GIVEN DATA:
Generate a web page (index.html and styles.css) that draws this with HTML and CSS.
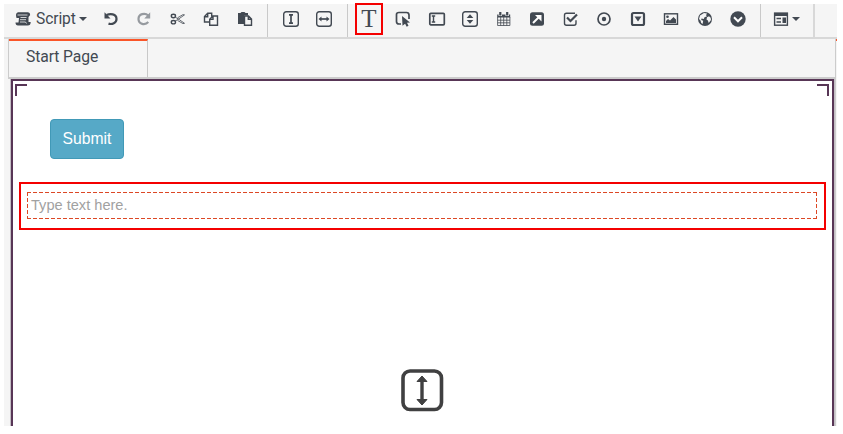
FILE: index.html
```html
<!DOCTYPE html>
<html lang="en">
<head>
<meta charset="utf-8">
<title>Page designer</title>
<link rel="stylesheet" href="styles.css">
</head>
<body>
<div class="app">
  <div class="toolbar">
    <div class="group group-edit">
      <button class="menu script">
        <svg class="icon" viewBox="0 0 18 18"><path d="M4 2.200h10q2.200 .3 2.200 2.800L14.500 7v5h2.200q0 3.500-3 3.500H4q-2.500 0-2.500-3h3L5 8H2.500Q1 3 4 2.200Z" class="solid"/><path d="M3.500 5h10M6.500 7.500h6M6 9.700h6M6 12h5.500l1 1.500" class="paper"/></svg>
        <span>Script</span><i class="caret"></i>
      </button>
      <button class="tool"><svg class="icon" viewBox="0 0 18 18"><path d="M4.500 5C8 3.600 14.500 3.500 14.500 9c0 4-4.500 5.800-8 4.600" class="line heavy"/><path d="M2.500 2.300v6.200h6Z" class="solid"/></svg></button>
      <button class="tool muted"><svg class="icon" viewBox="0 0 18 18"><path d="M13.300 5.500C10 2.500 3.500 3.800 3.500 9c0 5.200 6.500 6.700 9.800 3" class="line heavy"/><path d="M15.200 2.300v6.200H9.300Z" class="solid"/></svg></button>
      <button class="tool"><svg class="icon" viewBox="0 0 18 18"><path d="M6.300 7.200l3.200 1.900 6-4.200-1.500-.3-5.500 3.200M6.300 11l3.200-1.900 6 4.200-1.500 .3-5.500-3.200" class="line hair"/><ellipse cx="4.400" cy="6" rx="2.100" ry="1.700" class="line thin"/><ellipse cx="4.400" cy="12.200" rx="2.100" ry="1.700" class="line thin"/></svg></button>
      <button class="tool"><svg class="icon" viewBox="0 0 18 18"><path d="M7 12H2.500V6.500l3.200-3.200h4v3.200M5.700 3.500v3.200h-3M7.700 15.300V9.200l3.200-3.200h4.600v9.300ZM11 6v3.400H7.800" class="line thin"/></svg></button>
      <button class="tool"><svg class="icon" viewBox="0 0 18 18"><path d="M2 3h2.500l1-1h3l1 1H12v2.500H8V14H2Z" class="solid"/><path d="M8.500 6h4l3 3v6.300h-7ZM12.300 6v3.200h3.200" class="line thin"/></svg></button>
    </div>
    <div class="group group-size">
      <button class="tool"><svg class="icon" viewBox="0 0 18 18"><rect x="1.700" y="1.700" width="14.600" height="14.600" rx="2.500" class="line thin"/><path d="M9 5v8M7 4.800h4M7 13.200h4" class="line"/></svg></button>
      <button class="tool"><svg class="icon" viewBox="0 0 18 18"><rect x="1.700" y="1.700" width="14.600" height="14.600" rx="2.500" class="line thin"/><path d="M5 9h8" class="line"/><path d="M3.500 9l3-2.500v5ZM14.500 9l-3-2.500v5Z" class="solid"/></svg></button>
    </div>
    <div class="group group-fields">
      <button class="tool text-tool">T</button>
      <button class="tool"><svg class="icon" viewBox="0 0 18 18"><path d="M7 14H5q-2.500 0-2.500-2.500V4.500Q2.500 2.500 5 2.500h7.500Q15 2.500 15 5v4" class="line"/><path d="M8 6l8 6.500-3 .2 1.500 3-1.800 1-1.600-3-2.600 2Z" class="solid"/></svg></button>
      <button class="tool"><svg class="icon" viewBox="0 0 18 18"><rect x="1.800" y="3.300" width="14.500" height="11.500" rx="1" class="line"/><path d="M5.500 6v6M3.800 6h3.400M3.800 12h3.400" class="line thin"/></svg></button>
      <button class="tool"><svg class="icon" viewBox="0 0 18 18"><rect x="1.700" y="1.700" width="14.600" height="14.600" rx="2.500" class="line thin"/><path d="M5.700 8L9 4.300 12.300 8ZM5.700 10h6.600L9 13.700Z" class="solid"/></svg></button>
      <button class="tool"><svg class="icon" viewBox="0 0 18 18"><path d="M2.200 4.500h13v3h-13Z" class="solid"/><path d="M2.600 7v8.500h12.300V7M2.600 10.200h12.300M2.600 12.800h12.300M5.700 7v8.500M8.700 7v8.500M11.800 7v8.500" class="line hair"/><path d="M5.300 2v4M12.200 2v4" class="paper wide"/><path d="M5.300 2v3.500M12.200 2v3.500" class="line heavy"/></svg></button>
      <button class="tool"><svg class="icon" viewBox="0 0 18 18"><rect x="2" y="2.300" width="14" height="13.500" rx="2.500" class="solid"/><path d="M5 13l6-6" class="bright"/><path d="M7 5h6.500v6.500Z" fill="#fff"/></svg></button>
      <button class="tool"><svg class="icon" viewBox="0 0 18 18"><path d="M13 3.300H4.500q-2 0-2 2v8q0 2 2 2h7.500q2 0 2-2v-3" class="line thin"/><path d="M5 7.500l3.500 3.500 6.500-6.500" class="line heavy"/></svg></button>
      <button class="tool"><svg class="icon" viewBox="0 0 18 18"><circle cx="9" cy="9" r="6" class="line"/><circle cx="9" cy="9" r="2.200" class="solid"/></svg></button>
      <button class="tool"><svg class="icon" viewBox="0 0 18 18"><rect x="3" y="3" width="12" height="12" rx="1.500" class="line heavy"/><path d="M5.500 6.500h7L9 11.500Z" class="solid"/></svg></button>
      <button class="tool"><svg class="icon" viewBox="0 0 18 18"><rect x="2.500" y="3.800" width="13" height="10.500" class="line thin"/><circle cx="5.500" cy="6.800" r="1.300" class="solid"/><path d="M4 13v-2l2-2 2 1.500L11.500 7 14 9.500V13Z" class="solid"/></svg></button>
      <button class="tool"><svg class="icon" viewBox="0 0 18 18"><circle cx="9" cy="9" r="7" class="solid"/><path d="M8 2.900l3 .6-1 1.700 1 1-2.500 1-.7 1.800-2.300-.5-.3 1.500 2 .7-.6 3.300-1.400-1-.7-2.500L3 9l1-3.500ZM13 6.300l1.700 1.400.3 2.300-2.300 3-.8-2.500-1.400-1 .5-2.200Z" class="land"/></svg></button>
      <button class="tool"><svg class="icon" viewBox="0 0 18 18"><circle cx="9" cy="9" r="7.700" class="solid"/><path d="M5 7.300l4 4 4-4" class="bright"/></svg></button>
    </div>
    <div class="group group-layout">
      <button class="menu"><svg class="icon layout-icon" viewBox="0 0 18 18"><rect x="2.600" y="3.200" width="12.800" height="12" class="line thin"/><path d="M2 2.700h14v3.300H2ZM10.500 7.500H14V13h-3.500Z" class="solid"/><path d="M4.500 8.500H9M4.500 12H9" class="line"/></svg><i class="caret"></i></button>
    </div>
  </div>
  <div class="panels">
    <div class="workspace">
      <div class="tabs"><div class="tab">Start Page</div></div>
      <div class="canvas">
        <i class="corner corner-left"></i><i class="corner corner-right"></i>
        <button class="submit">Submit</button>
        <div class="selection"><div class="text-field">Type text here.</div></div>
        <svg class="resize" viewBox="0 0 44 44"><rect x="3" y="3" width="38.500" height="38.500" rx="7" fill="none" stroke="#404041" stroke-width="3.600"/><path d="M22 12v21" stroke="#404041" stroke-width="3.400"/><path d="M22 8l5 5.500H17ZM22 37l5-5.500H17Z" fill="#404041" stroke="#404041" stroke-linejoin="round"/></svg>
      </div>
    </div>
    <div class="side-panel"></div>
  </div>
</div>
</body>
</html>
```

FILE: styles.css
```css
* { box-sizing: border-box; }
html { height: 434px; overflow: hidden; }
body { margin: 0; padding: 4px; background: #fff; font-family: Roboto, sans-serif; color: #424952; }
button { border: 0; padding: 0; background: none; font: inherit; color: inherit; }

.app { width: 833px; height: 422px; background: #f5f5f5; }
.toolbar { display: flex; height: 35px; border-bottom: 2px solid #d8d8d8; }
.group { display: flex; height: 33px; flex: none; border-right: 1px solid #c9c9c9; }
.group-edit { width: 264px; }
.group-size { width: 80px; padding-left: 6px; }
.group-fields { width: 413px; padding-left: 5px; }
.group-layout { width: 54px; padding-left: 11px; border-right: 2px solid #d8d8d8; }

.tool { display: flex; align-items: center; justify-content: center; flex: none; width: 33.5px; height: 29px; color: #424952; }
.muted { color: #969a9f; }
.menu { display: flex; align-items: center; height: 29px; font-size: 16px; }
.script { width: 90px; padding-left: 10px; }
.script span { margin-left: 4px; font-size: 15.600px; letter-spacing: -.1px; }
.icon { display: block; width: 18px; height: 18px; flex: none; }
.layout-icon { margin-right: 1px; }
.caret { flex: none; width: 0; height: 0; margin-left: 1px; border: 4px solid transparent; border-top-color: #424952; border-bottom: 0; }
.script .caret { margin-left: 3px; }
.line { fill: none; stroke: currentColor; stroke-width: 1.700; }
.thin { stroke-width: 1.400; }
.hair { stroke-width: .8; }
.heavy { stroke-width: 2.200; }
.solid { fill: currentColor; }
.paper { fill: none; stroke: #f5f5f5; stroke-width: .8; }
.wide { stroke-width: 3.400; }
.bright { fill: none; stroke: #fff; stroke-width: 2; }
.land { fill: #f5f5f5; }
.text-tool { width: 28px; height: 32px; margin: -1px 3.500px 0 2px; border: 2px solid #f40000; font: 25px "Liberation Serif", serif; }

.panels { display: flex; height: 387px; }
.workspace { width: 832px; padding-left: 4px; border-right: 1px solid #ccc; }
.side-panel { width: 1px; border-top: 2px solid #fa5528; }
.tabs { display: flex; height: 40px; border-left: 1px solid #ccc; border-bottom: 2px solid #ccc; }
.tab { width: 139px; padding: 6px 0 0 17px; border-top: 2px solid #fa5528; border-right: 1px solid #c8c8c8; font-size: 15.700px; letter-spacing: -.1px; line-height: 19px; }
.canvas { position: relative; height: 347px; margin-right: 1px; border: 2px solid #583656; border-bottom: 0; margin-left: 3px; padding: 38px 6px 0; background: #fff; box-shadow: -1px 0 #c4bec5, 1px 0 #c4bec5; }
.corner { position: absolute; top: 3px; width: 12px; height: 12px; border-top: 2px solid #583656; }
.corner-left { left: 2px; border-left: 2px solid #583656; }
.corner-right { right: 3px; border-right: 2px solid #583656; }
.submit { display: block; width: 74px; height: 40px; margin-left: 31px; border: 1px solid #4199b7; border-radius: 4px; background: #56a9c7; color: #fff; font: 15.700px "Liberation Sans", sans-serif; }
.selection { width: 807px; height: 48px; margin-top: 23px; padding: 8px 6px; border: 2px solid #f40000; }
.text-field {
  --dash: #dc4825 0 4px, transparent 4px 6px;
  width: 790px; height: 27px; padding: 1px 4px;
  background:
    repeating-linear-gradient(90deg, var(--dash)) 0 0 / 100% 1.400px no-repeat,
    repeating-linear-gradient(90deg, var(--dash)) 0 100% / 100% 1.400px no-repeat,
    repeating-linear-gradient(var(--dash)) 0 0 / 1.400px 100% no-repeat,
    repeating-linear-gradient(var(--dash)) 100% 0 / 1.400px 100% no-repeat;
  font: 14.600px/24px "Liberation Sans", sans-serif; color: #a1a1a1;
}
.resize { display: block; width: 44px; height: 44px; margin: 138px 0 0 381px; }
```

THE REQUEST:
Each line in the data that holds the string "index" should be found and copied.

TASK OUTPUT:
Generate a web page (index.html and styles.css) that draws this with HTML and CSS.
FILE: index.html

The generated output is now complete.